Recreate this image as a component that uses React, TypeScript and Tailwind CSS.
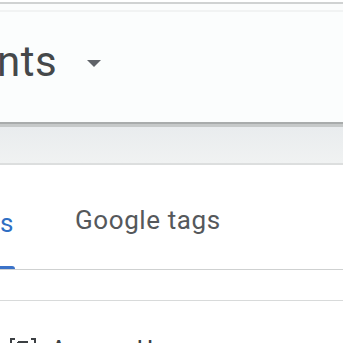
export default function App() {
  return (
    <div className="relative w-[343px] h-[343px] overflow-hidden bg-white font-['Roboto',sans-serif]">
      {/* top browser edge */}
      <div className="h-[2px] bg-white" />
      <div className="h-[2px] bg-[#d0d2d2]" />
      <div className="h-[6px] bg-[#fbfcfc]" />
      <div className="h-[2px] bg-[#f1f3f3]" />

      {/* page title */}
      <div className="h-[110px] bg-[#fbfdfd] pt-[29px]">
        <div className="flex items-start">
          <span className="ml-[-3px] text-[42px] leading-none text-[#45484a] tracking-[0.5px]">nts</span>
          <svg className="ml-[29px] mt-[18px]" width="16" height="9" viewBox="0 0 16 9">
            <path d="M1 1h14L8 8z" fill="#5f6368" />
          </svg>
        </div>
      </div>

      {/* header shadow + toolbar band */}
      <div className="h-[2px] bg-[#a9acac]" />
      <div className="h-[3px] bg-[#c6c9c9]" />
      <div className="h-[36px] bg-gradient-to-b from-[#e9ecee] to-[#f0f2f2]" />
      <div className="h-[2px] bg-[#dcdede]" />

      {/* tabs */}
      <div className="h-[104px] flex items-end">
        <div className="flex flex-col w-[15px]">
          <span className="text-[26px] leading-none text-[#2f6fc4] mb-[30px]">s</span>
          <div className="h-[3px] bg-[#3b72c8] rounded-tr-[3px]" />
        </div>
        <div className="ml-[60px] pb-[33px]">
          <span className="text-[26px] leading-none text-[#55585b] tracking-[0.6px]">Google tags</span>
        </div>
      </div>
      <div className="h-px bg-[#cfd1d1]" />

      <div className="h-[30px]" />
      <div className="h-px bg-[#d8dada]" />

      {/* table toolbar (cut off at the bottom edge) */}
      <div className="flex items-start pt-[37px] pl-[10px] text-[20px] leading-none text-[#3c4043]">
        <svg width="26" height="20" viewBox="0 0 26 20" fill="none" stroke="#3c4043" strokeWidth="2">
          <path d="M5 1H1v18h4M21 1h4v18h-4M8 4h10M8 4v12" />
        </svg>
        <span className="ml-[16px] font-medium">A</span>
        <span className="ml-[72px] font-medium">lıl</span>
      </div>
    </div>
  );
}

::::::::

#### [What you are asked to do]
Leave out the pictures and output the rest of the material exactly as written.

#### [Completed exercise]
Recreate this image as a component that uses React, TypeScript and Tailwind CSS.
export default function App() {
  return (
    <div className="relative w-[343px] h-[343px] overflow-hidden bg-white font-['Roboto',sans-serif]">
      {/* top browser edge */}
      <div className="h-[2px] bg-white" />
      <div className="h-[2px] bg-[#d0d2d2]" />
      <div className="h-[6px] bg-[#fbfcfc]" />
      <div className="h-[2px] bg-[#f1f3f3]" />

      {/* page title */}
      <div className="h-[110px] bg-[#fbfdfd] pt-[29px]">
        <div className="flex items-start">
          <span className="ml-[-3px] text-[42px] leading-none text-[#45484a] tracking-[0.5px]">nts</span>
          <svg className="ml-[29px] mt-[18px]" width="16" height="9" viewBox="0 0 16 9">
            <path d="M1 1h14L8 8z" fill="#5f6368" />
          </svg>
        </div>
      </div>

      {/* header shadow + toolbar band */}
      <div className="h-[2px] bg-[#a9acac]" />
      <div className="h-[3px] bg-[#c6c9c9]" />
      <div className="h-[36px] bg-gradient-to-b from-[#e9ecee] to-[#f0f2f2]" />
      <div className="h-[2px] bg-[#dcdede]" />

      {/* tabs */}
      <div className="h-[104px] flex items-end">
        <div className="flex flex-col w-[15px]">
          <span className="text-[26px] leading-none text-[#2f6fc4] mb-[30px]">s</span>
          <div className="h-[3px] bg-[#3b72c8] rounded-tr-[3px]" />
        </div>
        <div className="ml-[60px] pb-[33px]">
          <span className="text-[26px] leading-none text-[#55585b] tracking-[0.6px]">Google tags</span>
        </div>
      </div>
      <div className="h-px bg-[#cfd1d1]" />

      <div className="h-[30px]" />
      <div className="h-px bg-[#d8dada]" />

      {/* table toolbar (cut off at the bottom edge) */}
      <div className="flex items-start pt-[37px] pl-[10px] text-[20px] leading-none text-[#3c4043]">
        <svg width="26" height="20" viewBox="0 0 26 20" fill="none" stroke="#3c4043" strokeWidth="2">
          <path d="M5 1H1v18h4M21 1h4v18h-4M8 4h10M8 4v12" />
        </svg>
        <span className="ml-[16px] font-medium">A</span>
        <span className="ml-[72px] font-medium">lıl</span>
      </div>
    </div>
  );
}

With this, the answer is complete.